D’où cette interrogation lancinante : dans trois ans, peut-être moins, à quoi servira Revit® ? Certains visionnaires – dont je ne prétends pas faire partie, faute de maîtriser suffisamment ce domaine – prédisent déjà la réduction drastique du rôle de l’architecte. Si l’on fournit à une intelligence artificielle les règles de construction, les législations, les normes techniques et thermiques, elle devrait théoriquement concevoir virtuellement un bâtiment complet. C’est ce qu’on appelle la conception générative, déjà largement appliquée dans le design industriel et la mécanique.

La dialectique des méthodologies

Plutôt que d’envisager une obsolescence totale de Revit®, il convient d’examiner la différence méthodologique fondamentale qui sépare ces deux approches. Cette analyse révèle non seulement un changement d’outils, mais une véritable révolution épistémologique dans l’approche du projet architectural.

Lorsque vous utilisez Revit® ou AutoCAD®, vous construisez avec des « briques élémentaires » : pour AutoCAD®, ce sont des éléments de dessin technique – lignes, arcs, cercles, textes, cotations. Un système modulaire relativement simple, comparable à un jeu de Lego aux pièces limitées. Ces briques ne sont pas orientées métier, AutoCAD® n’étant pas spécifiquement un logiciel d’architecture.

Revit®, bien qu’étant un logiciel d’architecture, fonctionne selon une logique similaire – au risque de faire hurler certains spécialistes. On y assemble des briques métier : dalles, portes, fenêtres, toitures, que l’on combine judicieusement pour édifier virtuellement un bâtiment. Cette approche, héritée de décennies de tradition constructive, procède par agrégation d’éléments distincts vers une totalité cohérente.

L’approche révolutionnaire de Forma

Forma procède de manière radicalement différente. Son approche s’inscrit dans une logique descendante, du général au particulier, qui parfois demeure au niveau général – contrairement à la très vaste majorité des logiciels de DAO et CAO qui fonctionnent exactement à l’inverse. Cette différence méthodologique est absolument fondamentale et témoigne d’une philosophie de conception entièrement renouvelée.

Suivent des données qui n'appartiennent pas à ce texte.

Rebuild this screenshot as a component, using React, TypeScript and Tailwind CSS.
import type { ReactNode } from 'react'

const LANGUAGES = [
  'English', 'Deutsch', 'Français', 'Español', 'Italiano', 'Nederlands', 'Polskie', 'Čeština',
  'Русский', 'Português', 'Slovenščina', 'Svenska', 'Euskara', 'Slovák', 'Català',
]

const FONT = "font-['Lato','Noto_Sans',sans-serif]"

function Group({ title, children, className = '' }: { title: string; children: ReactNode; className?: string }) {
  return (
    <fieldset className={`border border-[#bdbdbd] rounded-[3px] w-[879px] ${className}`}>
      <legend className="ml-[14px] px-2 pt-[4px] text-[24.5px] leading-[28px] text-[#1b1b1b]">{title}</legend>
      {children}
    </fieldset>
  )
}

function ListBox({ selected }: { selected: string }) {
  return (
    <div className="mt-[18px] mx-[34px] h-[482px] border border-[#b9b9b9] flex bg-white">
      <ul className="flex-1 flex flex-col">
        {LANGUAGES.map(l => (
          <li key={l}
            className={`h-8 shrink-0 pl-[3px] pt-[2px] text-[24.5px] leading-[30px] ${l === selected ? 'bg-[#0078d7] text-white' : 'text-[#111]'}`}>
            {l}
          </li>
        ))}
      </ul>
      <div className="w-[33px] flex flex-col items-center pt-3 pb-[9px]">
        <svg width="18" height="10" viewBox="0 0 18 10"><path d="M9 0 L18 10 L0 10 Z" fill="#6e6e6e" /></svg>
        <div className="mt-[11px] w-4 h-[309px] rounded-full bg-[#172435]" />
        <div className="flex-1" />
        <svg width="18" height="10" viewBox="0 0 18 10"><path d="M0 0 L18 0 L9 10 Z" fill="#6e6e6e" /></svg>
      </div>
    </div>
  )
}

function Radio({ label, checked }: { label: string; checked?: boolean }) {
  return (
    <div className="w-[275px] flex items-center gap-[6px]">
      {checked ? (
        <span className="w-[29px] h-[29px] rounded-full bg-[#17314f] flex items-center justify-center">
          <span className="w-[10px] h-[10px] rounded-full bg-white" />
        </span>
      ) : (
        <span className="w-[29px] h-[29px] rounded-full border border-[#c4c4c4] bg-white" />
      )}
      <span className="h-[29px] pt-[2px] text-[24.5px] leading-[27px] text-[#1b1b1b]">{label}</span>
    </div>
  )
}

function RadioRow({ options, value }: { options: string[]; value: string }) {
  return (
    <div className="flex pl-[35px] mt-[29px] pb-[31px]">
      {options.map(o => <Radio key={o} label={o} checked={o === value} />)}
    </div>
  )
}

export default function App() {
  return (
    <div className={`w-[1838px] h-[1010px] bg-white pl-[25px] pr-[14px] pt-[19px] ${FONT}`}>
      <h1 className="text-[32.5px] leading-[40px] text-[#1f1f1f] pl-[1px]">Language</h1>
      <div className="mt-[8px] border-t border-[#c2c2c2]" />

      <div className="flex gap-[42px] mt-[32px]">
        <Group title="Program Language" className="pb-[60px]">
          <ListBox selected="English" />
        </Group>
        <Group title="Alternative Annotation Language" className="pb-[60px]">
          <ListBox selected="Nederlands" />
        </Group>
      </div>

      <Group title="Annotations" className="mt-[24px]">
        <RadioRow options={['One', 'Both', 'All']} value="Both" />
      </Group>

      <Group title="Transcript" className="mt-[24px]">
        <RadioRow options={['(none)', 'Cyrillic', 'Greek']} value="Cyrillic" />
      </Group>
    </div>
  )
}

La méthodologie Forma n’est possible que grâce à l’intelligence artificielle. Nous en étions aux prémices il y a quelques années ; aujourd’hui, nous assistons à une véritable explosion. Dans Forma, vous ne spécifiez pas tel type de porte, telle fenêtre, telle hauteur de dalle. Au contraire, vous définissez un contexte urbain et exprimez des intentions générales : « Dans cet espace urbain, j’aimerais un bâtiment d’une certaine surface habitable, ne dépassant pas telle hauteur, bénéficiant d’un ensoleillement hivernal optimal sans surchauffe estivale, tenant compte des vents dominants… »

Nous sommes effectivement aux antipodes de Revit®. La plateforme Forma, assistée par l’intelligence artificielle, conçoit alors quelque chose qui progresse du plan masse – un ou plusieurs bâtiments réduits à des parallélépipèdes – vers un affinement progressif. Dans quelques années, selon les démonstrations présentées, cet affinement pourrait rejoindre, voire dépasser, ce que nous réalisons laborieusement avec Revit®.

L’hypothèse d’une transformation profonde

Mon hypothèse – celle d’un observateur attentif plutôt que d’un spécialiste du domaine – est que nous pourrions nous affranchir de l’assemblage fastidieux de briques élémentaires. Après tout, il ne faut pas être particulièrement intelligent pour empiler des briques ou savoir qu’une porte ou une fenêtre peut se placer dans un mur à un endroit donné, si la place le permet. L’intelligence artificielle peut assurément s’acquitter de ces tâches répétitives et techniques.

Cette transformation ne se contente pas de modifier nos outils ; elle redéfinit fondamentalement le rôle de l’architecte. Celui-ci pourrait retrouver sa fonction première et noble : la conception d’espaces habités, la réflexion sur l’usage et le sens, l’articulation entre besoins humains et contraintes techniques, libéré des contingences laborieuses de l’assemblage constructif.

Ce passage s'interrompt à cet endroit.